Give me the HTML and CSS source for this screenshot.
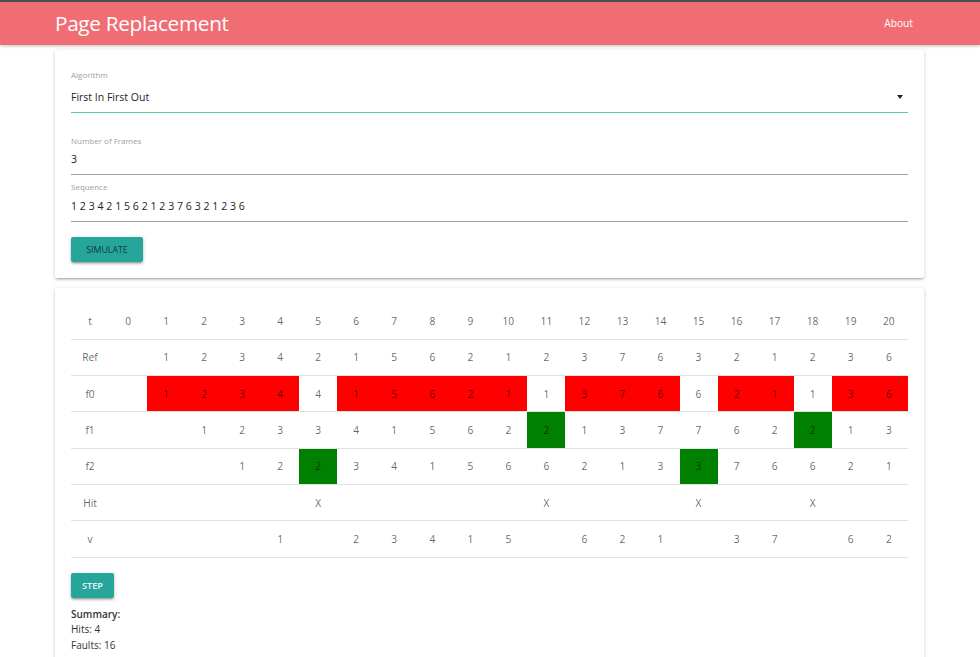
FILE: index.html
```html
<!DOCTYPE html>
<html lang="en">
<head>
<meta charset="utf-8">
<title>Page Replacement</title>
<link rel="stylesheet" href="styles.css">
</head>
<body>
<header class="nav">
  <div class="nav-inner">
    <span class="brand">Page Replacement</span>
    <a class="nav-link" href="#">About</a>
  </div>
</header>
<main class="container">
  <section class="card form-card">
    <div class="field field-select">
      <div class="field-label">Algorithm</div>
      <div class="field-value select-value"><span>First In First Out</span><span class="caret"></span></div>
    </div>
    <div class="field field-frames">
      <div class="field-label">Number of Frames</div>
      <div class="field-value">3</div>
    </div>
    <div class="field field-seq">
      <div class="field-label">Sequence</div>
      <div class="field-value">1 2 3 4 2 1 5 6 2 1 2 3 7 6 3 2 1 2 3 6</div>
    </div>
    <button class="btn btn-dark-text">SIMULATE</button>
  </section>
  <section class="card result-card">
    <table class="grid">
      <tbody>
        <tr class="head"><td>t</td><td>0</td><td>1</td><td>2</td><td>3</td><td>4</td><td>5</td><td>6</td><td>7</td><td>8</td><td>9</td><td>10</td><td>11</td><td>12</td><td>13</td><td>14</td><td>15</td><td>16</td><td>17</td><td>18</td><td>19</td><td>20</td></tr>
        <tr><td>Ref</td><td></td><td>1</td><td>2</td><td>3</td><td>4</td><td>2</td><td>1</td><td>5</td><td>6</td><td>2</td><td>1</td><td>2</td><td>3</td><td>7</td><td>6</td><td>3</td><td>2</td><td>1</td><td>2</td><td>3</td><td>6</td></tr>
        <tr><td>f0</td><td></td><td class="fault">1</td><td class="fault">2</td><td class="fault">3</td><td class="fault">4</td><td>4</td><td class="fault">1</td><td class="fault">5</td><td class="fault">6</td><td class="fault">2</td><td class="fault">1</td><td>1</td><td class="fault">3</td><td class="fault">7</td><td class="fault">6</td><td>6</td><td class="fault">2</td><td class="fault">1</td><td>1</td><td class="fault">3</td><td class="fault">6</td></tr>
        <tr><td>f1</td><td></td><td></td><td>1</td><td>2</td><td>3</td><td>3</td><td>4</td><td>1</td><td>5</td><td>6</td><td>2</td><td class="hit">2</td><td>1</td><td>3</td><td>7</td><td>7</td><td>6</td><td>2</td><td class="hit">2</td><td>1</td><td>3</td></tr>
        <tr><td>f2</td><td></td><td></td><td></td><td>1</td><td>2</td><td class="hit">2</td><td>3</td><td>4</td><td>1</td><td>5</td><td>6</td><td>6</td><td>2</td><td>1</td><td>3</td><td class="hit">3</td><td>7</td><td>6</td><td>6</td><td>2</td><td>1</td></tr>
        <tr><td>Hit</td><td></td><td></td><td></td><td></td><td></td><td>X</td><td></td><td></td><td></td><td></td><td></td><td>X</td><td></td><td></td><td></td><td>X</td><td></td><td></td><td>X</td><td></td><td></td></tr>
        <tr><td>v</td><td></td><td></td><td></td><td></td><td>1</td><td></td><td>2</td><td>3</td><td>4</td><td>1</td><td>5</td><td></td><td>6</td><td>2</td><td>1</td><td></td><td>3</td><td>7</td><td></td><td>6</td><td>2</td></tr>
      </tbody>
    </table>
    <button class="btn btn-light-text">STEP</button>
    <div class="summary">
      <div class="summary-title">Summary:</div>
      <div>Hits: 4</div>
      <div>Faults: 16</div>
    </div>
  </section>
</main>
</body>
</html>
```
FILE: styles.css
```css
* { box-sizing: border-box; }
html, body {
  margin: 0;
  padding: 0;
  background: #ffffff;
  font-family: "Open Sans", "Noto Sans", sans-serif;
  color: #333;
  overflow: hidden;
}
.nav {
  border-top: 2px solid #4d4d4d;
  height: 45px;
  background: #f06e73;
  box-shadow: 0 1px 3px rgba(0,0,0,0.25);
  position: relative;
  z-index: 2;
}
.nav-inner {
  width: 869px;
  margin-left: 55px;
  height: 43px;
  display: flex;
  align-items: center;
  justify-content: space-between;
}
.brand {
  color: #fff;
  font-size: 20.8px;
  line-height: 43px;
  letter-spacing: -0.35px;
}
.nav-link {
  color: #fff;
  text-decoration: none;
  font-size: 10.2px;
  padding: 0 11px;
  margin-top: -2px;
}
.container {
  width: 869px;
  margin: 5px 0 0 55px;
  display: flex;
  flex-direction: column;
  gap: 10px;
}
.card {
  background: #fff;
  border-radius: 2px;
  box-shadow: 0 2px 2px 0 rgba(0,0,0,0.10), 0 3px 1px -2px rgba(0,0,0,0.10), 0 1px 4px 0 rgba(0,0,0,0.16);
  padding: 0 16px;
}
.form-card {
  padding-top: 19px;
  padding-bottom: 16px;
}
.field { border-bottom: 1px solid #9e9e9e; }
.field-label {
  font-size: 8px;
  line-height: 12px;
  color: #9e9e9e;
}
.field-value {
  font-size: 10.5px;
  line-height: 20px;
  color: #222;
  padding-bottom: 5px;
}
.field-select { border-bottom-color: #5fc3b8; }
.field-select .field-value { padding-top: 6px; }
.select-value {
  display: flex;
  justify-content: space-between;
  align-items: center;
}
.caret {
  width: 0;
  height: 0;
  border-left: 3.5px solid transparent;
  border-right: 3.5px solid transparent;
  border-top: 4px solid #222;
  margin-right: 5px;
}
.field-frames { margin-top: 22px; }
.field-frames .field-value { padding-top: 2px; }
.field-seq { margin-top: 6px; }
.field-seq .field-value { padding-top: 3px; letter-spacing: 0.05px; }
.btn {
  display: block;
  border: none;
  background: #26a69a;
  border-radius: 2px;
  height: 25px;
  font-family: inherit;
  font-size: 8.8px;
  padding: 0;
  text-align: center;
  box-shadow: 0 2px 2px 0 rgba(0,0,0,0.14), 0 3px 1px -2px rgba(0,0,0,0.12), 0 1px 4px 0 rgba(0,0,0,0.2);
}
.btn-dark-text {
  margin-top: 15px;
  width: 72px;
  color: #143a36;
}
.btn-light-text {
  margin-top: 15px;
  width: 43px;
  color: #e6f5f3;
  font-weight: 600;
  font-size: 9.2px;
}
.result-card {
  padding-top: 15px;
  padding-bottom: 20px;
}
.grid {
  width: 100%;
  table-layout: fixed;
  border-collapse: collapse;
}
.grid tr { border-bottom: 1px solid #e3e3e3; }
.grid td {
  height: 36.3px;
  padding: 0;
  text-align: center;
  font-size: 10.2px;
  color: rgba(0,0,0,0.62);
}
.grid td.fault { background: #ff0000; }
.grid td.hit { background: #008000; }
.summary {
  margin-top: 9px;
  font-size: 10px;
  line-height: 15.5px;
  color: #333;
}
.summary-title { font-weight: 600; }
```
+===+
[WORK INSTRUCTIONS] Except for the pictures, copy the material above exactly.

[EXERCISE SOLUTION]
Give me the HTML and CSS source for this screenshot.
FILE: index.html
```html
<!DOCTYPE html>
<html lang="en">
<head>
<meta charset="utf-8">
<title>Page Replacement</title>
<link rel="stylesheet" href="styles.css">
</head>
<body>
<header class="nav">
  <div class="nav-inner">
    <span class="brand">Page Replacement</span>
    <a class="nav-link" href="#">About</a>
  </div>
</header>
<main class="container">
  <section class="card form-card">
    <div class="field field-select">
      <div class="field-label">Algorithm</div>
      <div class="field-value select-value"><span>First In First Out</span><span class="caret"></span></div>
    </div>
    <div class="field field-frames">
      <div class="field-label">Number of Frames</div>
      <div class="field-value">3</div>
    </div>
    <div class="field field-seq">
      <div class="field-label">Sequence</div>
      <div class="field-value">1 2 3 4 2 1 5 6 2 1 2 3 7 6 3 2 1 2 3 6</div>
    </div>
    <button class="btn btn-dark-text">SIMULATE</button>
  </section>
  <section class="card result-card">
    <table class="grid">
      <tbody>
        <tr class="head"><td>t</td><td>0</td><td>1</td><td>2</td><td>3</td><td>4</td><td>5</td><td>6</td><td>7</td><td>8</td><td>9</td><td>10</td><td>11</td><td>12</td><td>13</td><td>14</td><td>15</td><td>16</td><td>17</td><td>18</td><td>19</td><td>20</td></tr>
        <tr><td>Ref</td><td></td><td>1</td><td>2</td><td>3</td><td>4</td><td>2</td><td>1</td><td>5</td><td>6</td><td>2</td><td>1</td><td>2</td><td>3</td><td>7</td><td>6</td><td>3</td><td>2</td><td>1</td><td>2</td><td>3</td><td>6</td></tr>
        <tr><td>f0</td><td></td><td class="fault">1</td><td class="fault">2</td><td class="fault">3</td><td class="fault">4</td><td>4</td><td class="fault">1</td><td class="fault">5</td><td class="fault">6</td><td class="fault">2</td><td class="fault">1</td><td>1</td><td class="fault">3</td><td class="fault">7</td><td class="fault">6</td><td>6</td><td class="fault">2</td><td class="fault">1</td><td>1</td><td class="fault">3</td><td class="fault">6</td></tr>
        <tr><td>f1</td><td></td><td></td><td>1</td><td>2</td><td>3</td><td>3</td><td>4</td><td>1</td><td>5</td><td>6</td><td>2</td><td class="hit">2</td><td>1</td><td>3</td><td>7</td><td>7</td><td>6</td><td>2</td><td class="hit">2</td><td>1</td><td>3</td></tr>
        <tr><td>f2</td><td></td><td></td><td></td><td>1</td><td>2</td><td class="hit">2</td><td>3</td><td>4</td><td>1</td><td>5</td><td>6</td><td>6</td><td>2</td><td>1</td><td>3</td><td class="hit">3</td><td>7</td><td>6</td><td>6</td><td>2</td><td>1</td></tr>
        <tr><td>Hit</td><td></td><td></td><td></td><td></td><td></td><td>X</td><td></td><td></td><td></td><td></td><td></td><td>X</td><td></td><td></td><td></td><td>X</td><td></td><td></td><td>X</td><td></td><td></td></tr>
        <tr><td>v</td><td></td><td></td><td></td><td></td><td>1</td><td></td><td>2</td><td>3</td><td>4</td><td>1</td><td>5</td><td></td><td>6</td><td>2</td><td>1</td><td></td><td>3</td><td>7</td><td></td><td>6</td><td>2</td></tr>
      </tbody>
    </table>
    <button class="btn btn-light-text">STEP</button>
    <div class="summary">
      <div class="summary-title">Summary:</div>
      <div>Hits: 4</div>
      <div>Faults: 16</div>
    </div>
  </section>
</main>
</body>
</html>
```
FILE: styles.css
```css
* { box-sizing: border-box; }
html, body {
  margin: 0;
  padding: 0;
  background: #ffffff;
  font-family: "Open Sans", "Noto Sans", sans-serif;
  color: #333;
  overflow: hidden;
}
.nav {
  border-top: 2px solid #4d4d4d;
  height: 45px;
  background: #f06e73;
  box-shadow: 0 1px 3px rgba(0,0,0,0.25);
  position: relative;
  z-index: 2;
}
.nav-inner {
  width: 869px;
  margin-left: 55px;
  height: 43px;
  display: flex;
  align-items: center;
  justify-content: space-between;
}
.brand {
  color: #fff;
  font-size: 20.8px;
  line-height: 43px;
  letter-spacing: -0.35px;
}
.nav-link {
  color: #fff;
  text-decoration: none;
  font-size: 10.2px;
  padding: 0 11px;
  margin-top: -2px;
}
.container {
  width: 869px;
  margin: 5px 0 0 55px;
  display: flex;
  flex-direction: column;
  gap: 10px;
}
.card {
  background: #fff;
  border-radius: 2px;
  box-shadow: 0 2px 2px 0 rgba(0,0,0,0.10), 0 3px 1px -2px rgba(0,0,0,0.10), 0 1px 4px 0 rgba(0,0,0,0.16);
  padding: 0 16px;
}
.form-card {
  padding-top: 19px;
  padding-bottom: 16px;
}
.field { border-bottom: 1px solid #9e9e9e; }
.field-label {
  font-size: 8px;
  line-height: 12px;
  color: #9e9e9e;
}
.field-value {
  font-size: 10.5px;
  line-height: 20px;
  color: #222;
  padding-bottom: 5px;
}
.field-select { border-bottom-color: #5fc3b8; }
.field-select .field-value { padding-top: 6px; }
.select-value {
  display: flex;
  justify-content: space-between;
  align-items: center;
}
.caret {
  width: 0;
  height: 0;
  border-left: 3.5px solid transparent;
  border-right: 3.5px solid transparent;
  border-top: 4px solid #222;
  margin-right: 5px;
}
.field-frames { margin-top: 22px; }
.field-frames .field-value { padding-top: 2px; }
.field-seq { margin-top: 6px; }
.field-seq .field-value { padding-top: 3px; letter-spacing: 0.05px; }
.btn {
  display: block;
  border: none;
  background: #26a69a;
  border-radius: 2px;
  height: 25px;
  font-family: inherit;
  font-size: 8.8px;
  padding: 0;
  text-align: center;
  box-shadow: 0 2px 2px 0 rgba(0,0,0,0.14), 0 3px 1px -2px rgba(0,0,0,0.12), 0 1px 4px 0 rgba(0,0,0,0.2);
}
.btn-dark-text {
  margin-top: 15px;
  width: 72px;
  color: #143a36;
}
.btn-light-text {
  margin-top: 15px;
  width: 43px;
  color: #e6f5f3;
  font-weight: 600;
  font-size: 9.2px;
}
.result-card {
  padding-top: 15px;
  padding-bottom: 20px;
}
.grid {
  width: 100%;
  table-layout: fixed;
  border-collapse: collapse;
}
.grid tr { border-bottom: 1px solid #e3e3e3; }
.grid td {
  height: 36.3px;
  padding: 0;
  text-align: center;
  font-size: 10.2px;
  color: rgba(0,0,0,0.62);
}
.grid td.fault { background: #ff0000; }
.grid td.hit { background: #008000; }
.summary {
  margin-top: 9px;
  font-size: 10px;
  line-height: 15.5px;
  color: #333;
}
.summary-title { font-weight: 600; }
```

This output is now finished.